Если литургия понимается как диалог, как общение между Богом и человеком, то, значит, преодолен односторонний служебно-культовый подход. «Культ» - это вообще проблематичное понятие. Всего через год после публикации соборной Конституции «О литургии», в 1964 г., Гвардини, имея в виду современного человека, высказал сомнение в его принципиальной «способности к культу»; по мнению ученого, современный человек в значительной мере неспособен развить в себе «элементарное осознание символического содержания бытия»42. С другой стороны, Корбон говорил об «искушении культом», которому особенно подвержен верующий с фундаменталистской установкой, ибо отправление культа - это, действительно, третья обязанность сотворенного человека по отношению к своему Богу-Творцу (наряду с верой в те истины, в которые надлежит веровать, и с соблюдением заповедей, которые следует соблюдать)43.
«Сохранится ли литургия?» - таким принципиальным вопросом задается Мюллер. По его мнению, дальнейшее существование литургии поставлено под вопрос вследствие трех следующих мыслительных парадигм: 1. Литургия состоит из внешних действий, не имеющих никакой другой цели, кроме выражения поклонения людей Богу. Но имеют ли эти действия вообще свой собственный смысл перед лицом «трансцендентального Богопочитания», которое совершается уже просто в христианском образе жизни, согласованном с волей Божией? Разве, в таком случае, не является богослужением осуществляемая на практике любовь к ближнему, и разве, тогда, не служит торжественное богослужение прежде всего ее мотивации и укреплению? Может быть, литургия и на самом деле является поведением, необходимым лишь по воспитательным причинам, так что оно направлено не на Бога, а на человека? 2. С этим сопряжено и другое. Когда современный человек видит, как в доступных для органов чувств знаках и символических действиях якобы творится божественно-духовная реальность, это ему «напоминает магию». А против магии свидетельствуют многие доводы и современное воспитание. Соответственно тогда богослужение начинают толковать как (социально)-педагогическое «мероприятие» и разнообразный по приемам урок катехизиса, который, по замыслу, должен пробуждать или поддерживать процесс общественно-политического совершенствования. 3. Мюллер выражает опасение, что подобные мыслительные парадигмы восходят к традиции (от Августина и вплоть до Ранера), согласно которой таинства - ас ними и все виды богослужения - рассматриваются как осуществляемая - через внешние знаковые действия - реализация Слова: единственный раз совершившееся спасительное деяние и обетование спасения во Христе теперь многократно переносится в конкретную жизненную ситуацию отдельного человека. Внешние действия направлены на восприятие по вере; вопрос о том, в какой мере через них осуществляется дело спасения, как правило не получает ответа. Мюллер видит здесь явные переклички с протестантскими учениями. Заботясь о том, чтобы сохранить в чистоте учение о «sola gratia»44, протестанты не желают и слышать о каком бы то ни было значении таинств для искупления человека.

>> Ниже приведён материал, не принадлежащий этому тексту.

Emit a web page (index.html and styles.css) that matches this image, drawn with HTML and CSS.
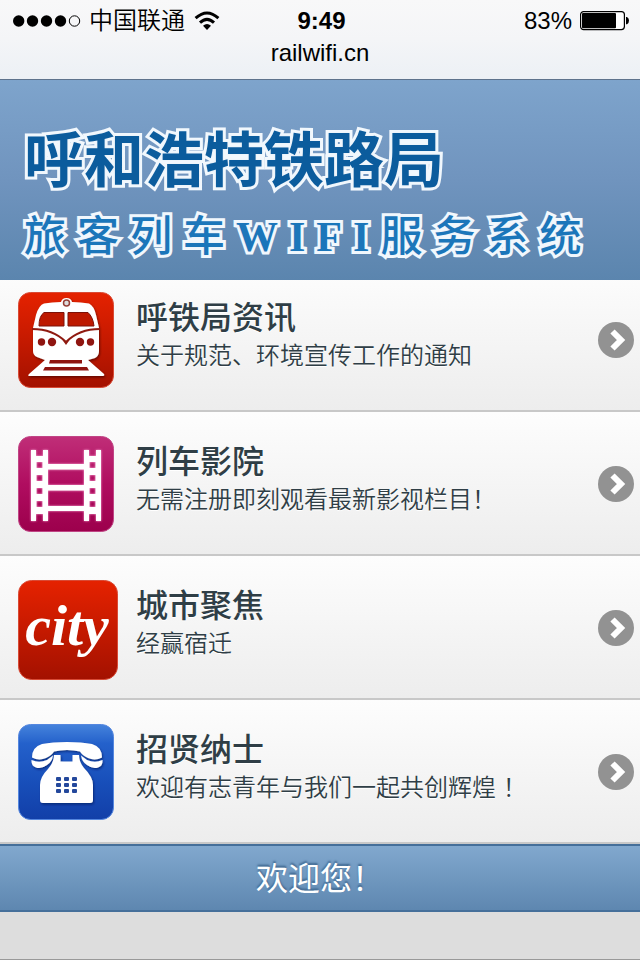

Так является ли литургия, в ее внешних проявлениях, вообще необходимой для спасения человека? Существует вид богословия таинств - и сопряженного с ним богословия литургии, - в котором не дается удовлетворительного ответа на вопрос о причинной связи между внешними обрядами и их спасительным значением, и тогда внешние богослужебные формы легко подменяются керигмой и диаконией45.
Любая критика культа, в том числе уже ветхозаветная, исходит из принципиального вопроса: для чего Богу вообще нужны священнодействия человека? Когда говорят о понятии «богослужения», нередко забывают, что это именно Бог в первую очередь служит человеку. В таком случае неправильно думают, что богослужебные обряды необходимы для Бога как служение Ему человека. Тем не менее, начиная с момента принятия Конституции «О богослужении» на II Ватиканском соборе, подобное одностороннее понимание следует считать окончательно преодоленным.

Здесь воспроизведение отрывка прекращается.